While I agree that testing for NPK and iron (and most everything else in many cases) is totally unecessary for growing healthy plants, there are still other reasons to test, curiousity being foremost. Perhaps you might want to see what's already in your water, or try changing the environment in some way to see if nutrient uptake increases or decreases. Maybe you even want to see how quickly your root tabs are diffusing into the water column. 

In these cases, LaMotte kits can't be beat (by anything I'm aware of). 

Aquarium store kits aren't reliable/accurate/easy enough to read accurately to determine small changes in water chemistry, but are useful for giving the aquarist peace of mind concerning ammonia, etc..


----------



## Mxx (Dec 29, 2010)

Wow, up until now I'd been lazy and had been using test strips, despite that I'd heard them being described as inaccurate. I was however getting very high nitrate readings of about 100 which I suspected couldn't possibly be right. I was however not getting as much plant growth as I would have expected, so I nevertheless thought I might have excessive nitrates which are stunting my plants. 

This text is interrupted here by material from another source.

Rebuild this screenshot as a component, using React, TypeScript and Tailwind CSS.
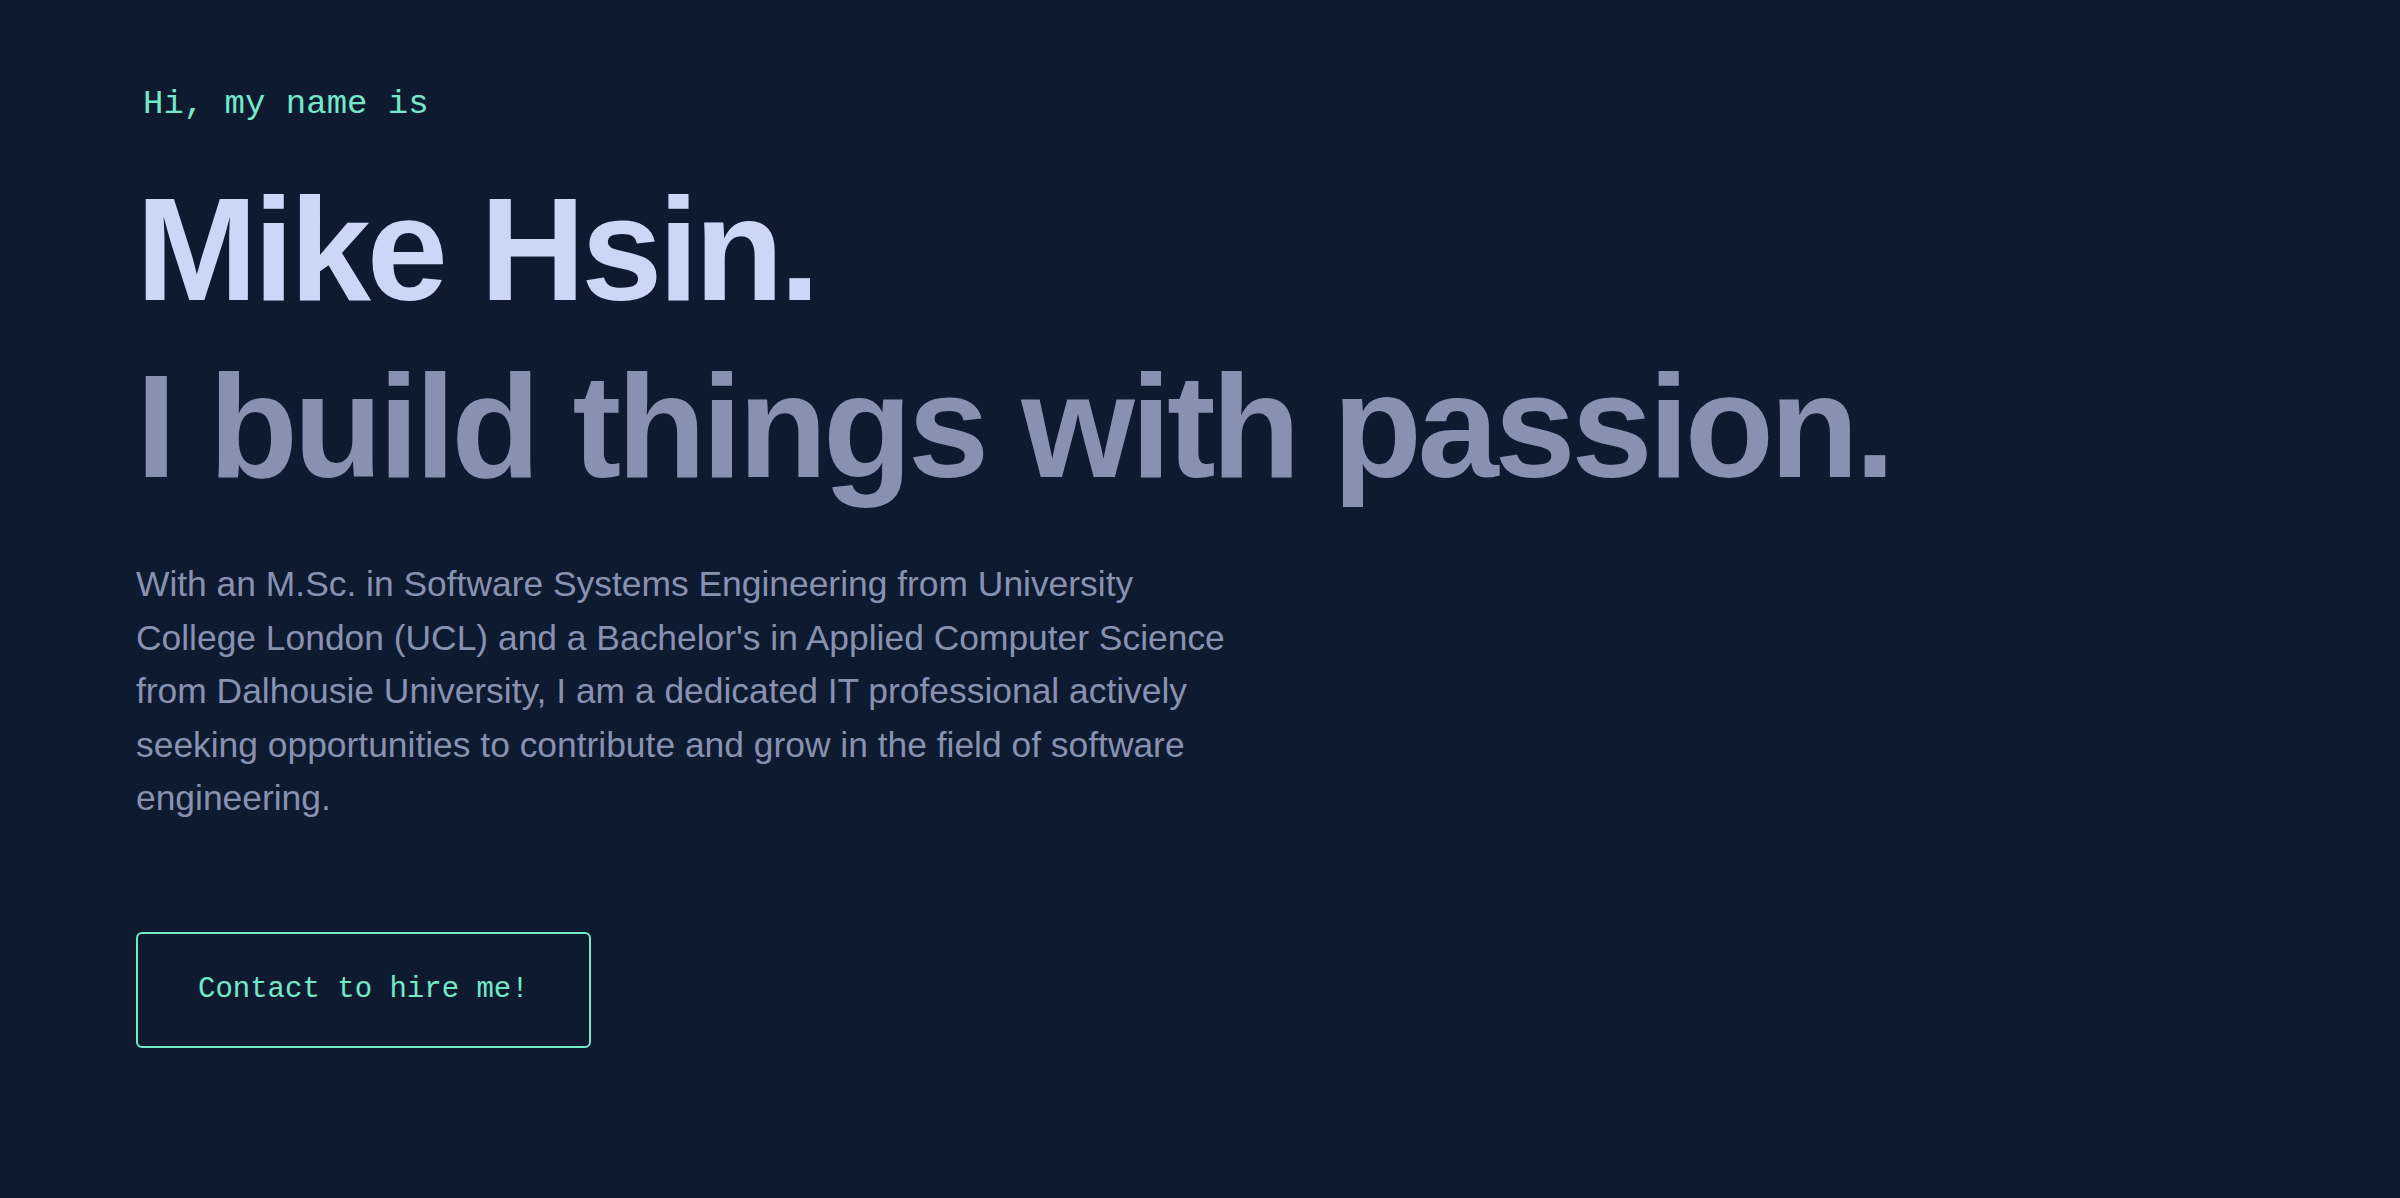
import React from 'react'

const mono = { fontFamily: '"Liberation Mono", "DejaVu Sans Mono", monospace' }

function Hero() {
  return (
    <section className="flex flex-col items-start pl-[136px] pt-[84px]">
      {/* intro */}
      <p className="pl-[7px] text-[34px] leading-[40px] text-[#72e9c9]" style={mono}>
        Hi, my name is
      </p>

      {/* big headings */}
      <h1 className="mt-[46px] text-[146px] leading-[1.1] font-bold tracking-[-0.029em] text-[#ccd6f6]">
        Mike Hsin.
      </h1>
      <h2 className="mt-[16px] text-[146px] leading-[1.1] font-bold tracking-[-0.029em] text-[#8892b0]">
        I build things with passion.
      </h2>

      {/* blurb */}
      <p className="mt-[51px] max-w-[1120px] text-[35.4px] leading-[53.5px] text-[#8892b0]">
        With an M.Sc. in Software Systems Engineering from University College London (UCL) and a
        Bachelor's in Applied Computer Science from Dalhousie University, I am a dedicated IT
        professional actively seeking opportunities to contribute and grow in the field of
        software engineering.
      </p>

      {/* cta */}
      <a
        href="#contact"
        className="mt-[106px] flex h-[116px] items-center rounded-[6px] border-2 border-[#72e9c9] px-[60px] text-[29px] text-[#72e9c9] hover:bg-[#72e9c9]/10"
        style={mono}
      >
        Contact to hire me!
      </a>
    </section>
  )
}

export default function App() {
  return (
    <div className="min-h-screen bg-[#0e1a30] font-['Liberation_Sans',Arial,sans-serif]">
      <Hero />
    </div>
  )
}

And thus I just picked up a Seachem Nitrate test kit, as well as 2 litres of Seachem Pond Matrix to stick in my canister to lower my nitrates. And the Seachem test result showed that I have nitrates of, about 0.1 if any, but significantly less than 1 in any case. I even calibrated against their reference solution just to check. So how is 1000X for a margin of inaccuracy for test strips?...

Looks like I need to return the Pond Matrix, and take some of my existing Matrix out of my canister as well...

Still haven't decided between Elos, Lamotte, and Seachem for when I upgrade to a monster tank, but that may be a factor of my budget then at the time.


----------



## DaveK (Jul 10, 2010)

Mxx said:


> ...Still haven't decided between Elos, Lamotte, and Seachem for when I upgrade to a monster tank, but that may be a factor of my budget then at the time.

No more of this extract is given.